Luego, dirigiéndose a todos los que estábamos allí, nos apremió a marchar: Vayamos a otra parte, a predicar también en las poblaciones vecinas, porque para eso he salido.

MARCOS 1, 40-45

“Se acercó a Jesús un leproso para pedirle ayuda y, cayendo de rodillas, le dijo: Si quieres, puedes purificarme. Jesús, conmovido, extendió la mano y lo tocó, diciendo: Lo quiero, queda purificado.

En seguida la lepra desapareció y quedó purificado.
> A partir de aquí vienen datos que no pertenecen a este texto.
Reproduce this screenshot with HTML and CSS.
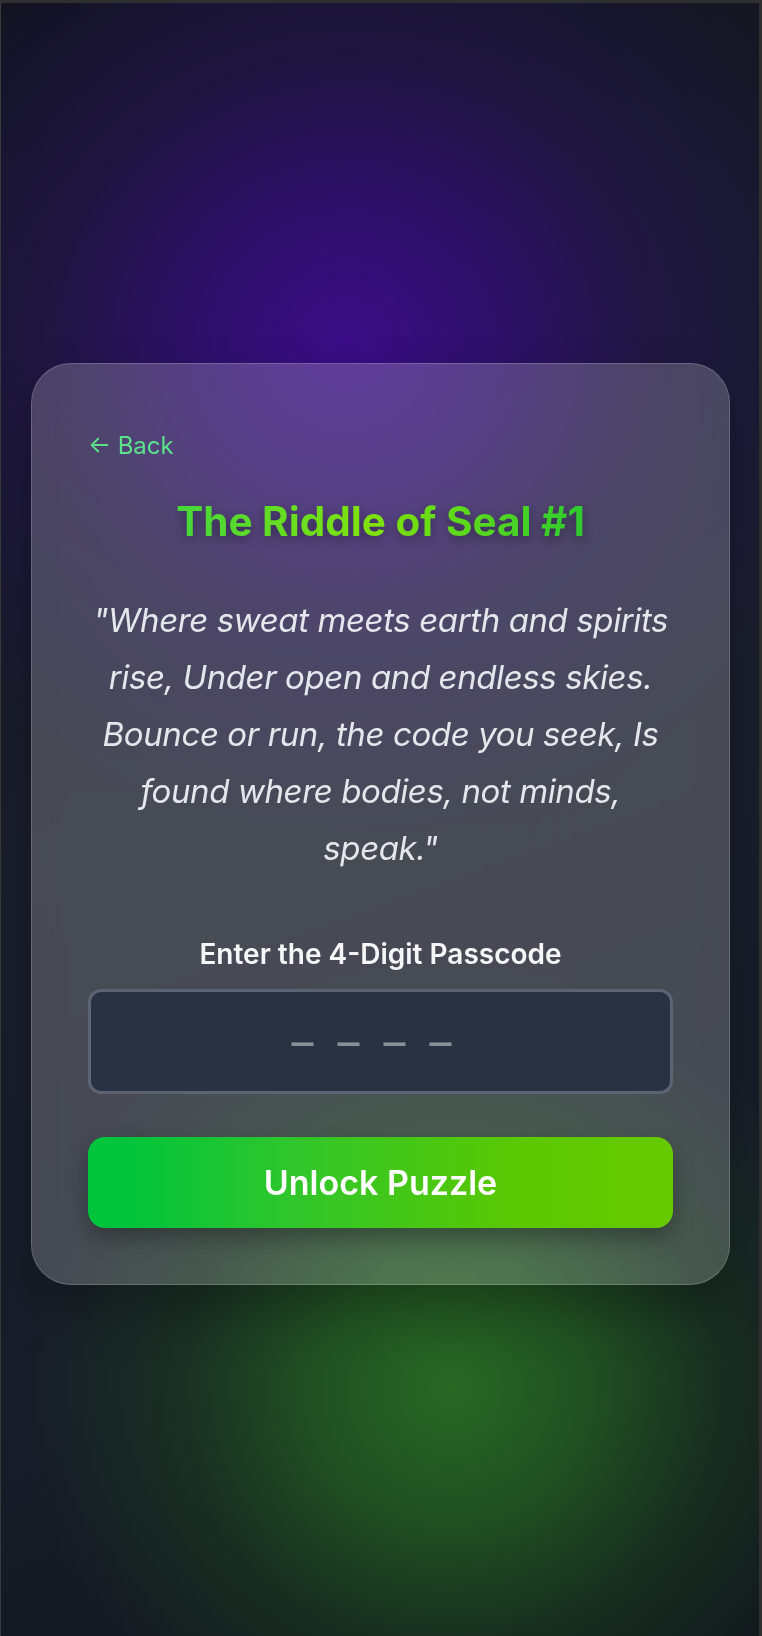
FILE: index.html
```html
<!DOCTYPE html>
<html lang="en">
<head>
<meta charset="utf-8">
<title>The Riddle of Seal #1</title>
<link rel="stylesheet" href="styles.css">
</head>
<body>
<div class="frame">
  <main class="card">
    <a class="back" href="#">← Back</a>
    <h1 class="title">The Riddle of Seal #1</h1>
    <p class="riddle">"Where sweat meets earth and spirits rise, Under open and endless skies. Bounce or run, the code you seek, Is found where bodies, not minds, speak."</p>
    <label class="label" for="code">Enter the 4-Digit Passcode</label>
    <input class="code" id="code" type="text" maxlength="4" placeholder="––––">
    <button class="unlock" type="button">Unlock Puzzle</button>
  </main>
</div>
</body>
</html>
```

FILE: styles.css
```css
* { box-sizing: border-box; }
html, body { margin: 0; padding: 0; }
body { background: #2e2e2e; }

.frame {
  min-height: 100vh;
  border-top: 3px solid #2f2f2f;
  border-left: 1px solid #3a3a3a;
  border-right: 3px solid #2f2f2f;
  display: flex;
  align-items: center;
  justify-content: center;
  padding: 9px 29px 0 30px;
  background:
    radial-gradient(ellipse 430px 420px at 450px 1385px, rgba(40,104,36,1) 0%, rgba(36,94,34,0.82) 30%, rgba(30,70,32,0.48) 62%, rgba(24,40,32,0) 100%),
    radial-gradient(ellipse 520px 500px at 345px 340px, rgba(58,13,134,1) 0%, rgba(50,15,118,0.85) 28%, rgba(38,20,88,0.55) 58%, rgba(28,24,56,0) 100%),
    linear-gradient(160deg, #11131d 0%, #1a1e2b 45%, #171c28 75%, #10141c 100%);
  font-family: Inter, "Noto Sans", sans-serif;
}

.card {
  width: 100%;
  display: flex;
  flex-direction: column;
  align-items: stretch;
  padding: 64px 56px 56px;
  border: 1px solid rgba(255,255,255,0.18);
  border-radius: 40px;
  background: rgba(255,255,255,0.2);
  -webkit-backdrop-filter: blur(14px);
  backdrop-filter: blur(14px);
  box-shadow: 0 25px 50px rgba(0,0,0,0.25);
}

.back {
  align-self: flex-start;
  color: #5ce28d;
  text-decoration: none;
  font-size: 24px;
  line-height: 36px;
  font-weight: 400;
}

.title {
  margin: 34px 0 0;
  align-self: center;
  font-size: 40.5px;
  line-height: 48px;
  font-weight: 700;
  background: linear-gradient(90deg, #46d63c 0%, #80e20c 48%, #2ecb30 100%);
  -webkit-background-clip: text;
  background-clip: text;
  color: transparent;
  -webkit-text-fill-color: transparent;
  filter: drop-shadow(0 4px 6px rgba(0,0,0,0.35));
}

.riddle {
  margin: 46px 0 0;
  text-align: center;
  font-style: italic;
  font-size: 33px;
  line-height: 57px;
  letter-spacing: -0.4px;
  color: #e6e7ec;
}

.label {
  margin-top: 58px;
  text-align: center;
  font-weight: 600;
  font-size: 28px;
  line-height: 39px;
  color: #f5f6f8;
}

.code {
  margin-top: 15px;
  height: 105px;
  width: 100%;
  border: 3px solid #5c6373;
  border-radius: 13px;
  background: #293242;
  color: #e5e7eb;
  text-align: center;
  font-family: Inter, sans-serif;
  font-size: 44px;
  letter-spacing: 24px;
  padding: 0 0 0 6px;
  outline: none;
}
.code::placeholder { color: #8a909a; }

.unlock {
  margin-top: 43px;
  height: 91px;
  width: 100%;
  border: none;
  border-radius: 17px;
  background: linear-gradient(90deg, #00c43c 6%, #30c62c 35%, #5cc800 75%, #67c900 100%);
  color: #ffffff;
  font-family: Inter, "Noto Sans", sans-serif;
  font-weight: 600;
  font-size: 34px;
  box-shadow: 0 10px 22px rgba(0,0,0,0.3);
  cursor: pointer;
}
```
Jesús lo despidió, advirtiéndole severamente: No le digas nada a nadie, pero ve a presentarte al sacerdote y entrega por tu purificación la ofrenda que ordenó Moisés, para que les sirva de testimonio.

Sin embargo, apenas se fue, empezó a proclamarlo a todo el mundo, divulgando lo sucedido, de tal manera que Jesús ya no podía entrar públicamente en ninguna ciudad, sino que debía quedarse afuera, en lugares desiertos. Y acudían a él de todas partes”.


A Jesús no le gustaba que fueran por ahí hablando de él y de lo que hacía. Él prefería el anonimato, el pasar desapercibido. Por eso muchas veces prohibía, a las personas que curaba, el que hablasen de él; aunque raramente le hacían caso. Él quería que cada persona le descubriera por sí misma, no por lo que otros le contaran.

Este secretismo de Jesús siempre nos llamó la atención. No le entendimos nunca del todo porque no encajaba con nuestra manera de ser.

Recuerdo que en una ocasión Jesús curó a un leproso. Este se lo pidió de tal manera, que enterneció su corazón. Con gran cariño Jesús fue tocando sus partes enfermas con la yema de sus dedos y así las fue sanando. Cuando terminó, con gran seriedad, le dijo: Te he curado porque me lo suplicaste; ahora yo te suplico que no lo vayas contando por ahí.

El leproso, asombrado por tal insólita petición, le dijo: ¿Por qué, Señor, no voy a proclamar el gran don que me has hecho? Mírame, ya ves que no tengo plata, ni oro. No tengo bienes con que pagarte. Sólo tengo mi lengua para agradecértelo públicamente.

Todo don que recibimos
- le respondió Jesús - viene de Dios. Por eso agradéceselo a él. Preséntate al sacerdote y ofrece por tu purificación lo que él te indique.

Luego, con severidad, le prohibió divulgar el suceso. Uno de nosotros, no recuerdo quien, le preguntó: Maestro, ¿Por qué esconder el camino? ¿Por qué ocultar la verdad? ¿Por qué ocultar la vida?

A estas preguntas Jesús le respondió: Yo soy el Camino. Yo soy la Verdad. Yo soy la Vida; pero nadie debe venir a mí si antes el Padre, personalmente, no lo trae.

Viendo que no habíamos entendido su respuesta, nos la aclaró: Las obras que yo hago, no son mías; sino del Padre que me ha enviado. A él le pertenecen y no a mí. Si yo me las atribuyo, miento, les desvío del camino y no les conduzco a la vida. Sólo Dios puede hablar bien de mí.